HIV-1, the virus responsible for AIDS, must get inside a cell to complete its life-cycle. It must also integrate into the host cell's DNA. In a dividing cell, the virus can get access to the cell's DNA when the nuclear envelope dissolves during mitosis. But in cells that do not divide, such as the macrophages of the immune system, the virus must somehow insert its "reverse transcription complex" (RTC, which contains the virus's RNA genetic material) into the nucleus; the mechanisms by which this occurs are unclear.

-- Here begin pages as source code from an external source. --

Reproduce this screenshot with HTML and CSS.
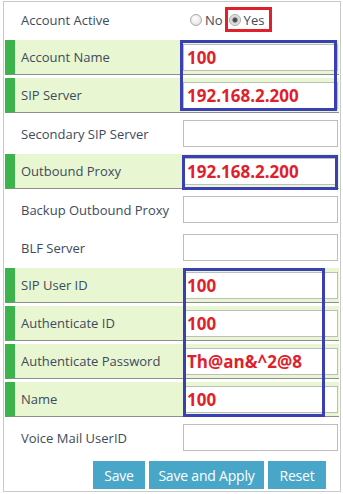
FILE: index.html
```html
<!DOCTYPE html>
<html lang="en">
<head>
    <meta charset="UTF-8">
    <meta name="viewport" content="width=device-width, initial-scale=1.0">
    <title>Account Settings</title>
    <link rel="stylesheet" href="styles.css">
</head>
<body>
    <div class="panel">
        <div class="row">
            <label>Account Active</label>
            <div class="radios">
                <input type="radio" name="active" id="activeNo"><label for="activeNo">No</label>
                <input type="radio" name="active" id="activeYes" checked><label for="activeYes">Yes</label>
            </div>
        </div>
        <div class="row req">
            <label>Account Name</label>
            <input type="text" value="100">
        </div>
        <div class="row req">
            <label>SIP Server</label>
            <input type="text" value="192.168.2.200">
        </div>
        <div class="row">
            <label>Secondary SIP Server</label>
            <input type="text">
        </div>
        <div class="row req">
            <label>Outbound Proxy</label>
            <input type="text" value="192.168.2.200">
        </div>
        <div class="row">
            <label>Backup Outbound Proxy</label>
            <input type="text">
        </div>
        <div class="row">
            <label>BLF Server</label>
            <input type="text">
        </div>
        <div class="row req">
            <label>SIP User ID</label>
            <input type="text" value="100">
        </div>
        <div class="row req">
            <label>Authenticate ID</label>
            <input type="text" value="100">
        </div>
        <div class="row req">
            <label>Authenticate Password</label>
            <input type="text" value="Th@an&amp;^2@8">
        </div>
        <div class="row req">
            <label>Name</label>
            <input type="text" value="100">
        </div>
        <div class="row">
            <label>Voice Mail UserID</label>
            <input type="text">
        </div>
        <div class="actions">
            <button type="button" class="btn-save">Save</button>
            <button type="button" class="btn-apply">Save and Apply</button>
            <button type="button" class="btn-reset">Reset</button>
        </div>

        <!-- annotation marks -->
        <div class="mark red mark-yes"></div>
        <div class="mark blue mark-server"></div>
        <div class="mark blue mark-proxy"></div>
        <div class="mark blue mark-auth"></div>
    </div>
</body>
</html>
```

FILE: styles.css
```css
:root {
    --label-color: #3d4b5c;
    --req-bar: #3cb44b;
    --req-bg: #e8f6d2;
    --value-color: #e01f2d;
    --button-bg: #48a6c8;
}

* {
    margin: 0;
    padding: 0;
    box-sizing: border-box;
}

body {
    background: #ffffff;
    font-family: 'Open Sans', sans-serif;
    font-size: 13px;
}

.panel {
    position: relative;
    width: 338px;
    margin: 1px 0 0 3px;
    padding: 0 1px;
    border: 1px solid #c9c9c9;
}

.row {
    display: flex;
    align-items: center;
    height: 35px;
    margin-bottom: 3px;
    border-left: 10px solid transparent;
    padding-right: 1px;
}

.row.req {
    background: var(--req-bg);
    border-left-color: var(--req-bar);
    border-bottom: 1px solid #8e8e8e;
}

.row > label {
    width: 170px;
    padding-left: 6px;
    color: var(--label-color);
    white-space: nowrap;
}

.row input[type="text"] {
    width: 155px;
    height: 27px;
    border: 1px solid #bdbdbd;
    background: #ffffff;
    padding: 0 3px;
    font-family: 'Open Sans', sans-serif;
    font-size: 17px;
    font-weight: 700;
    color: var(--value-color);
    outline: none;
}

.radios {
    display: flex;
    align-items: center;
    padding-left: 5px;
    color: var(--label-color);
}

.radios input {
    appearance: none;
    width: 12px;
    height: 12px;
    border: 1px solid #a9a9a9;
    border-radius: 50%;
    background: radial-gradient(circle at 40% 35%, #ffffff, #dcdcdc);
    margin-right: 3px;
}

.radios input:checked {
    background: radial-gradient(circle, #444 0, #555 2px, #cfcfcf 3px, #f4f4f4 6px);
}

.radios label {
    margin-right: 6px;
}

.actions {
    display: flex;
    justify-content: flex-end;
    gap: 4px;
    height: 33px;
    padding: 3px 13px 0 0;
}

.actions button {
    height: 28px;
    padding: 0;
    background: var(--button-bg);
    color: #ffffff;
    border: none;
    font-family: 'Open Sans', sans-serif;
    font-size: 14px;
    letter-spacing: -0.2px;
}

.btn-save {
    width: 52px;
}

.btn-apply {
    width: 115px;
}

.btn-reset {
    width: 58px;
}

.mark {
    position: absolute;
    border: 3px solid;
}

.mark.red {
    border-color: #e0202a;
}

.mark.blue {
    border-color: #3b3fb4;
}

.mark-yes {
    left: 221px;
    top: 5px;
    width: 47px;
    height: 25px;
}

.mark-server {
    left: 176px;
    top: 38px;
    width: 157px;
    height: 71px;
}

.mark-proxy {
    left: 178px;
    top: 153px;
    width: 156px;
    height: 35px;
}

.mark-auth {
    left: 179px;
    top: 266px;
    width: 142px;
    height: 149px;
}
```
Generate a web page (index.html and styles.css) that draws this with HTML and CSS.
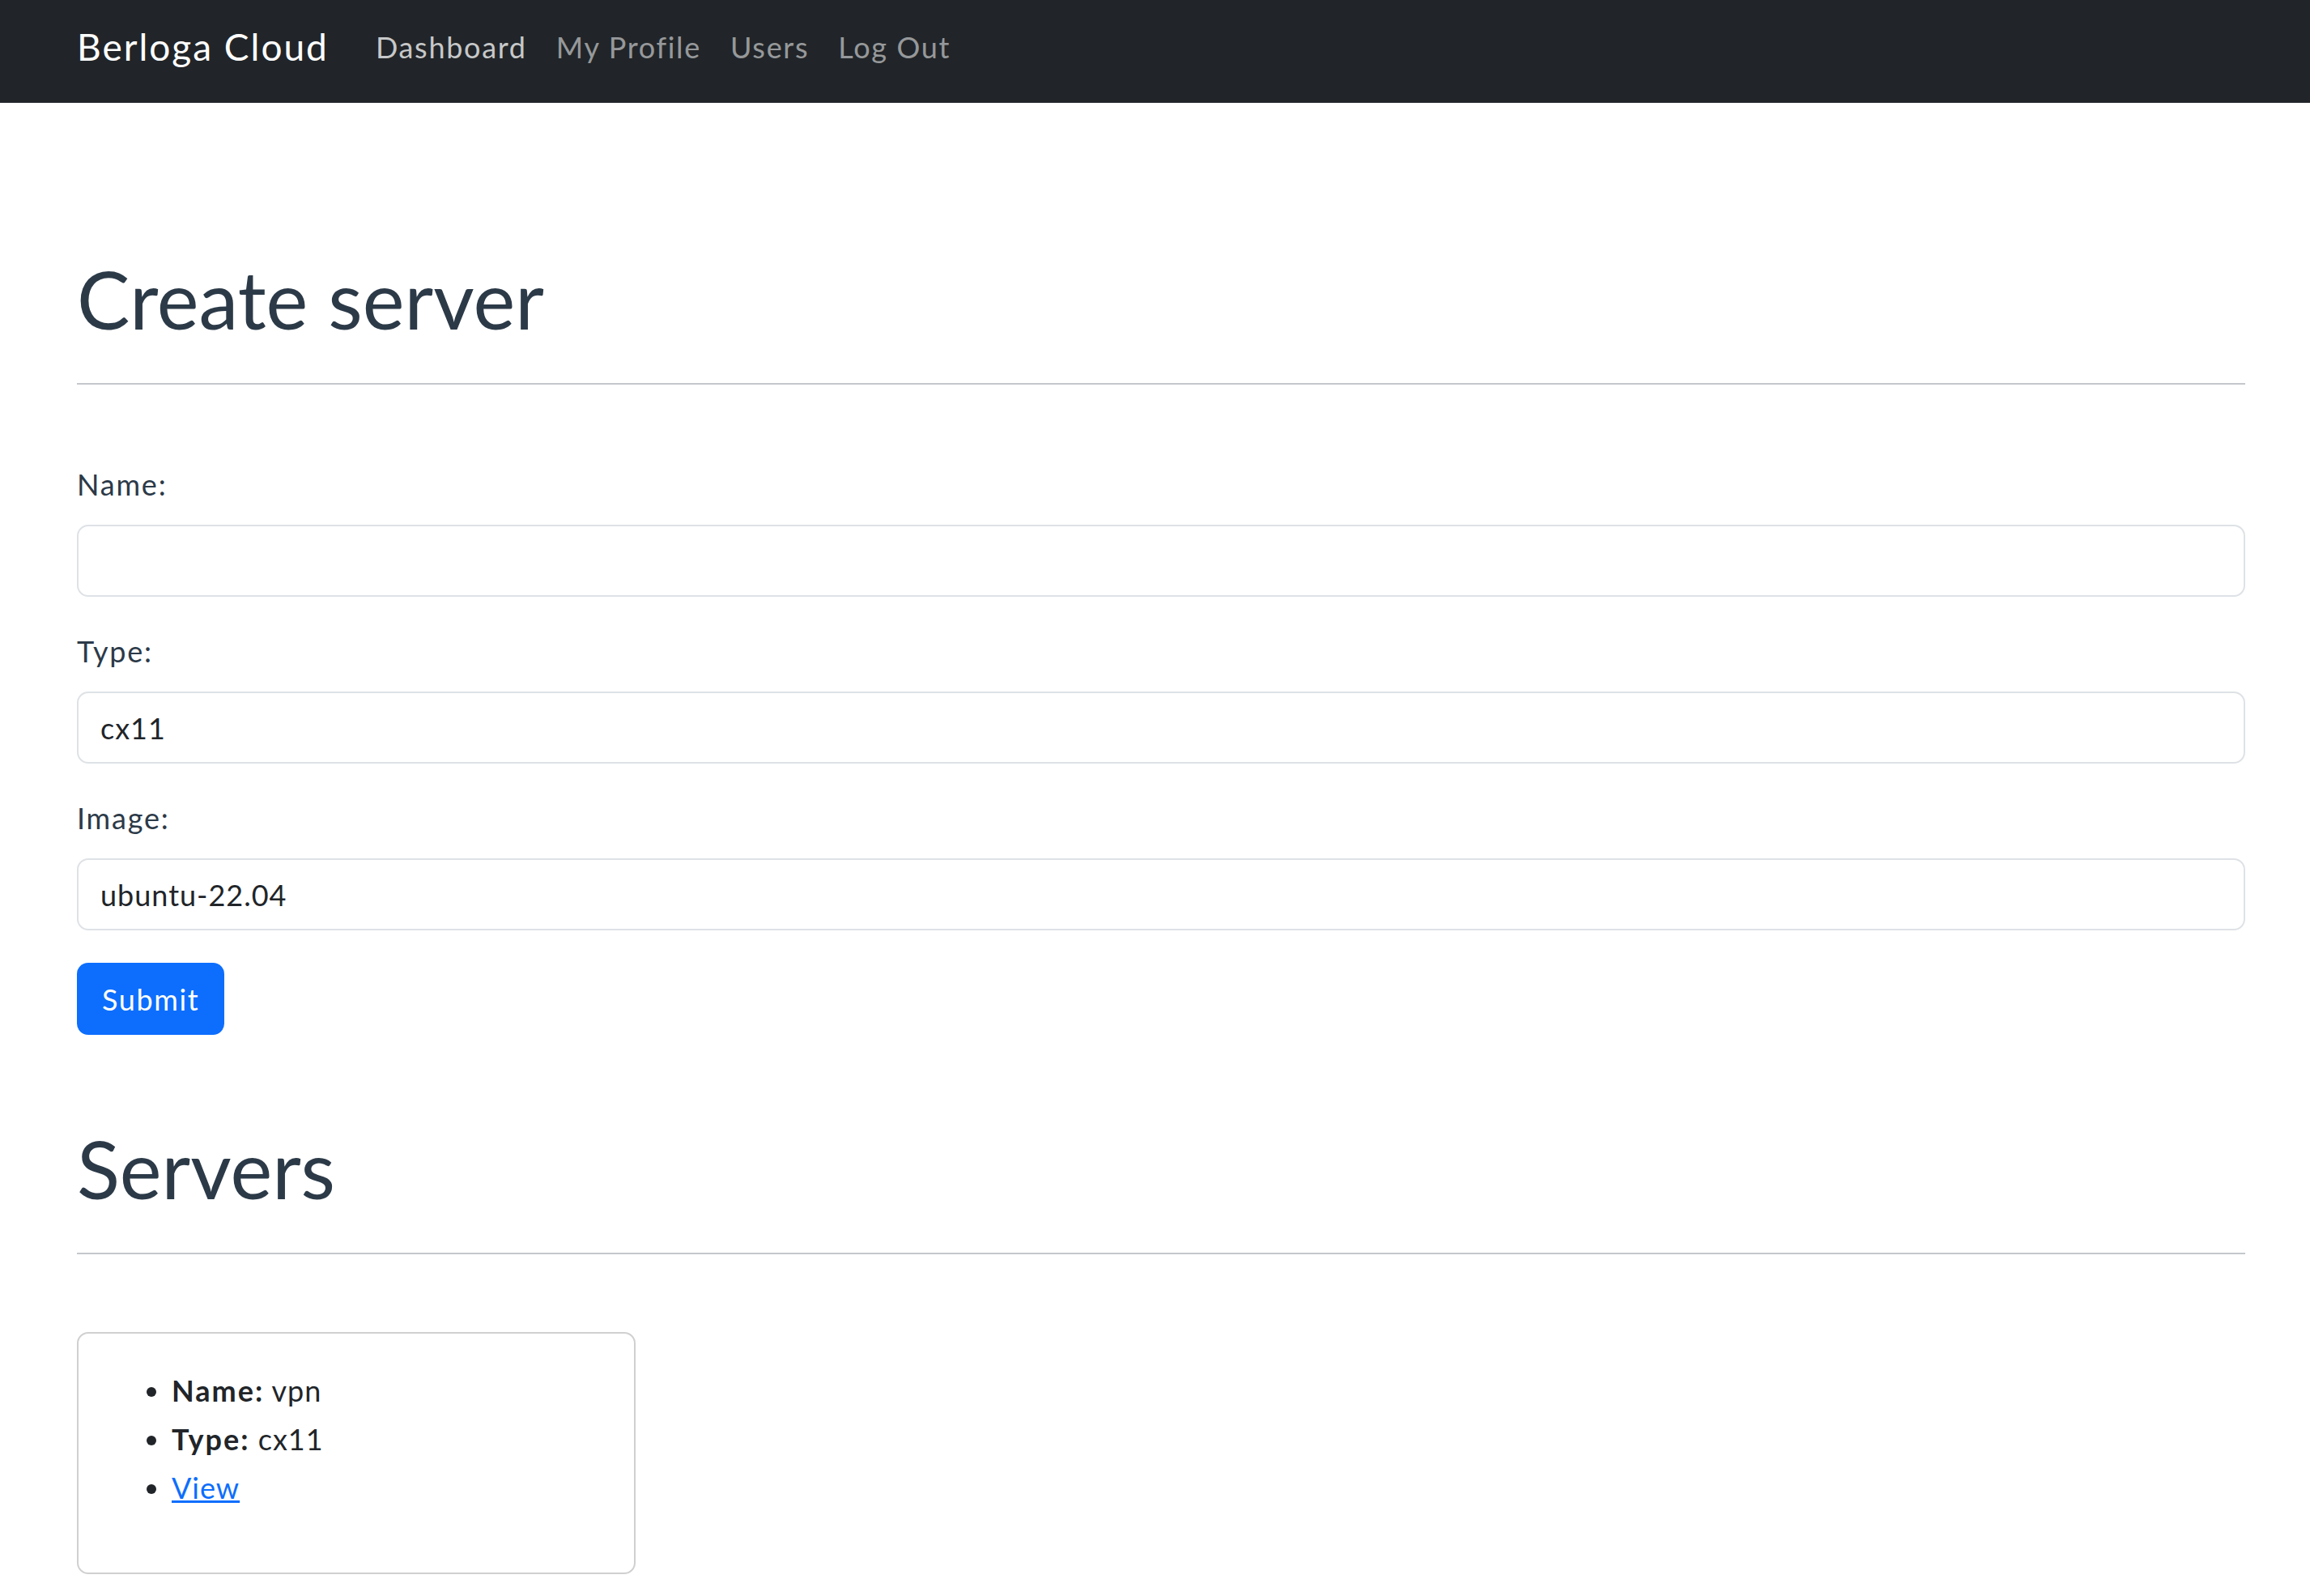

In a new study, Lyubov Zaitseva, Richard Myers, and Ariberto Fassati reveal a surprising key player--the host cell's own transfer RNA (tRNA). During protein synthesis, tRNA matches amino acids to messenger RNA. To examine which cellular components are involved in RTC nuclear import, the authors first isolated RTCs and labeled them with a fluorescent tag that allows the authors to track the complexes. They then introduced the RTCs into cells whose cytoplasm had been removed, leaving only the cell's cytoskeleton and nucleus in place. Then they separated cytoplasm from cultured cells into fractions and tested each fraction for its ability to promote nuclear import of the RTCs in the gutted cells. Even after known transport factors were removed, one fraction still promoted nuclear import; upon further purification the authors found the molecules responsible to be small RNAs, whose sequences were very close to standard human tRNAs. The small RNAs lacked a terminal triplet of nucleotides, CCA, which normally binds an amino acid, and whose absence appeared to be critical for the import process. The discovery of tRNA-mediated import of RTCs helps to further characterize the life cycle of this important and grimly fascinating virus.
Citation: Zaitseva L, Myers R, Fassati A (2006) tRNAs promote nuclear import of HIV-1 intracellular reverse transcription complexes. PLoS Biol 4(10): e332. DOI: 10.1371/journal.pbio.0040332.